### GIVEN MATERIAL:
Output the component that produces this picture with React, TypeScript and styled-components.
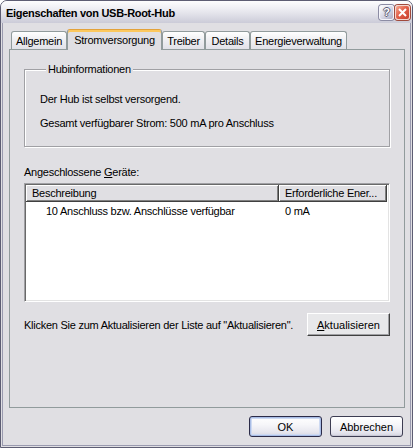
import styled, { createGlobalStyle } from "styled-components";

const GlobalStyle = createGlobalStyle`
  html, body {
    margin: 0;
    padding: 0;
    background: #ffffff;
  }
  body {
    font-family: "Liberation Sans", Arial, sans-serif;
    font-size: 11px;
    letter-spacing: -0.25px;
    color: #000;
  }
`;

const Window = styled.div`
  width: 413px;
  height: 448px;
  box-sizing: border-box;
  border: 1px solid #5d5d73;
  border-radius: 7px 7px 0 0;
  background: #e0dfe3;
  display: flex;
  flex-direction: column;
  overflow: hidden;
`;

const TitleBar = styled.div`
  height: 22px;
  flex: none;
  display: flex;
  align-items: center;
  padding: 0 2px 0 5px;
  background: linear-gradient(#fdfdfe 0%, #eeeef3 35%, #dcdce5 70%, #cbcbd8 100%);
`;

const Title = styled.div`
  flex: 1;
  font-weight: bold;
  font-size: 11px;
  letter-spacing: -0.3px;
  padding-top: 1px;
`;

const CaptionButton = styled.div<{ $close?: boolean }>`
  width: 15px;
  height: 15px;
  box-sizing: border-box;
  margin-left: 1px;
  border-radius: 3px;
  display: flex;
  align-items: center;
  justify-content: center;
  border: 1px solid ${(p) => (p.$close ? "#f4d8d0" : "#f4f4fa")};
  box-shadow: 0 0 0 1px ${(p) => (p.$close ? "#a04a3c" : "#8c8ca4")};
  background: ${(p) =>
    p.$close
      ? "linear-gradient(135deg, #f6a890 0%, #e2604a 45%, #c8402c 100%)"
      : "linear-gradient(135deg, #ffffff 0%, #d8d8e6 50%, #aeaec4 100%)"};
  color: #fff;
  font-weight: bold;
  font-size: 11px;
  letter-spacing: 0;
  text-shadow: 1px 0 #5a5a74, -1px 0 #5a5a74, 0 1px #5a5a74, 0 -1px #5a5a74;
`;

const Body = styled.div`
  flex: 1;
  margin: 0 1px 1px;
  border: 1px solid #9a9aaf;
  border-top: none;
  padding: 6px 5px 8px 6px;
  display: flex;
  flex-direction: column;
  min-height: 0;
`;

const TabStrip = styled.div`
  height: 20px;
  flex: none;
  display: flex;
  align-items: flex-end;
  padding-left: 2px;
  position: relative;
  z-index: 1;
`;

const Tab = styled.div<{ $active?: boolean; $w: number }>`
  width: ${(p) => p.$w}px;
  height: ${(p) => (p.$active ? 21 : 18)}px;
  margin-bottom: ${(p) => (p.$active ? -1 : 0)}px;
  box-sizing: border-box;
  border: 1px solid #919b9c;
  border-bottom: none;
  border-top-color: ${(p) => (p.$active ? "#e3a23b" : "#919b9c")};
  border-radius: 3px 3px 0 0;
  display: flex;
  align-items: center;
  justify-content: center;
  padding-top: ${(p) => (p.$active ? 0 : 1)}px;
  background: ${(p) =>
    p.$active ? "#e0dfe3" : "linear-gradient(#ffffff 0%, #f1f1f4 40%, #e2e2e8 100%)"};
  box-shadow: ${(p) => (p.$active ? "inset 0 2px 0 #fcc85e" : "none")};
  white-space: nowrap;
`;

const TabPanel = styled.div`
  flex: 1;
  border: 1px solid #919b9c;
  background: #e0dfe3;
  padding: 13px 14px 0;
  display: flex;
  flex-direction: column;
`;

const Group = styled.fieldset`
  margin: 0;
  padding: 17px 15px 16px;
  border: 1px solid #a0a0a4;
  box-shadow: inset 1px 1px 0 #fff, 1px 1px 0 #fff;
  display: flex;
  flex-direction: column;
  gap: 11px;
`;

const GroupLabel = styled.legend`
  margin-left: 6px;
  padding: 0 2px;
  line-height: 13px;
  background: #e0dfe3;
`;

const Line = styled.div`
  line-height: 13px;
`;

const Label = styled.div`
  line-height: 13px;
  margin-top: 19px;
`;

const U = styled.span`
  text-decoration: underline;
`;

const ListBox = styled.div`
  height: 119px;
  margin-top: 4px;
  box-sizing: border-box;
  border: 1px solid;
  border-color: #a0a0a4 #ffffff #ffffff #a0a0a4;
  box-shadow: inset 1px 1px 0 #696969, inset -1px -1px 0 #e3e3e3;
  padding: 1px;
  background: #fff;
  display: flex;
  flex-direction: column;
`;

const HeaderRow = styled.div`
  display: flex;
  height: 17px;
  background: #fff;
`;

const HeaderCell = styled.div<{ $w: number }>`
  width: ${(p) => p.$w}px;
  box-sizing: border-box;
  height: 17px;
  padding-left: 6px;
  display: flex;
  align-items: center;
  background: #e0dfe3;
  border-right: 1px solid #404040;
  border-bottom: 1px solid #404040;
  box-shadow: inset 1px 1px 0 #fff, inset -1px -1px 0 #808080;
  white-space: nowrap;
  overflow: hidden;
`;

const Row = styled.div`
  display: flex;
  height: 17px;
  align-items: center;
`;

const Cell = styled.div<{ $w?: number; $indent: number }>`
  width: ${(p) => (p.$w ? `${p.$w}px` : "auto")};
  padding-left: ${(p) => p.$indent}px;
  box-sizing: border-box;
  white-space: nowrap;
`;

const RefreshRow = styled.div`
  margin-top: 11px;
  display: flex;
  align-items: center;
  justify-content: space-between;
`;

const Hint = styled.span`
  white-space: nowrap;
`;

const ClassicButton = styled.button`
  width: 83px;
  height: 23px;
  font: inherit;
  color: #000;
  background: #e8e8ea;
  border: 1px solid;
  border-color: #ffffff #404040 #404040 #ffffff;
  box-shadow: inset -1px -1px 0 #a0a0a4;
  padding: 0;
`;

const ButtonRow = styled.div`
  margin-top: 8px;
  display: flex;
  justify-content: flex-end;
  gap: 8px;
  padding-right: 2px;
`;

const XpButton = styled.button<{ $default?: boolean }>`
  width: 73px;
  height: 21px;
  font: inherit;
  color: #000;
  padding: 0;
  border-radius: 3px;
  border: 1px solid ${(p) => (p.$default ? "#2b2b48" : "#3d3d52")};
  background: linear-gradient(#ffffff 0%, #f6f6f9 40%, #e6e6ee 80%, #d4d4e0 100%);
  box-shadow: ${(p) =>
    p.$default
      ? "inset 0 0 0 1px #a9bde6, inset 0 0 0 2px #cedaf2"
      : "inset 0 -1px 0 #c8c8d4"};
`;

function CloseGlyph() {
  return (
    <svg width="9" height="9" viewBox="0 0 9 9">
      <path d="M1 1 L8 8 M8 1 L1 8" stroke="#fff" strokeWidth="2" />
    </svg>
  );
}

export default function App() {
  return (
    <>
      <GlobalStyle />
      <Window>
        <TitleBar>
          <Title>Eigenschaften von USB-Root-Hub</Title>
          <CaptionButton>?</CaptionButton>
          <CaptionButton $close>
            <CloseGlyph />
          </CaptionButton>
        </TitleBar>
        <Body>
          <TabStrip>
            <Tab $w={56}>Allgemein</Tab>
            <Tab $w={95} $active>
              Stromversorgung
            </Tab>
            <Tab $w={43}>Treiber</Tab>
            <Tab $w={45}>Details</Tab>
            <Tab $w={97}>Energieverwaltung</Tab>
          </TabStrip>
          <TabPanel>
            <Group>
              <GroupLabel>Hubinformationen</GroupLabel>
              <Line>Der Hub ist selbst versorgend.</Line>
              <Line>Gesamt verfügbarer Strom: 500 mA pro Anschluss</Line>
            </Group>
            <Label>
              Angeschlossene <U>G</U>eräte:
            </Label>
            <ListBox>
              <HeaderRow>
                <HeaderCell $w={253}>Beschreibung</HeaderCell>
                <HeaderCell $w={108}>Erforderliche Ener...</HeaderCell>
              </HeaderRow>
              <Row>
                <Cell $w={253} $indent={20}>
                  10 Anschluss bzw. Anschlüsse verfügbar
                </Cell>
                <Cell $indent={6}>0 mA</Cell>
              </Row>
            </ListBox>
            <RefreshRow>
              <Hint>Klicken Sie zum Aktualisieren der Liste auf "Aktualisieren".</Hint>
              <ClassicButton>
                <U>A</U>ktualisieren
              </ClassicButton>
            </RefreshRow>
          </TabPanel>
          <ButtonRow>
            <XpButton $default>OK</XpButton>
            <XpButton>Abbrechen</XpButton>
          </ButtonRow>
        </Body>
      </Window>
    </>
  );
}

### SET TASK:
Pull out every line in the data above that has the word "components".

### COMPLETE ANSWER:
Output the component that produces this picture with React, TypeScript and styled-components.
import styled, { createGlobalStyle } from "styled-components";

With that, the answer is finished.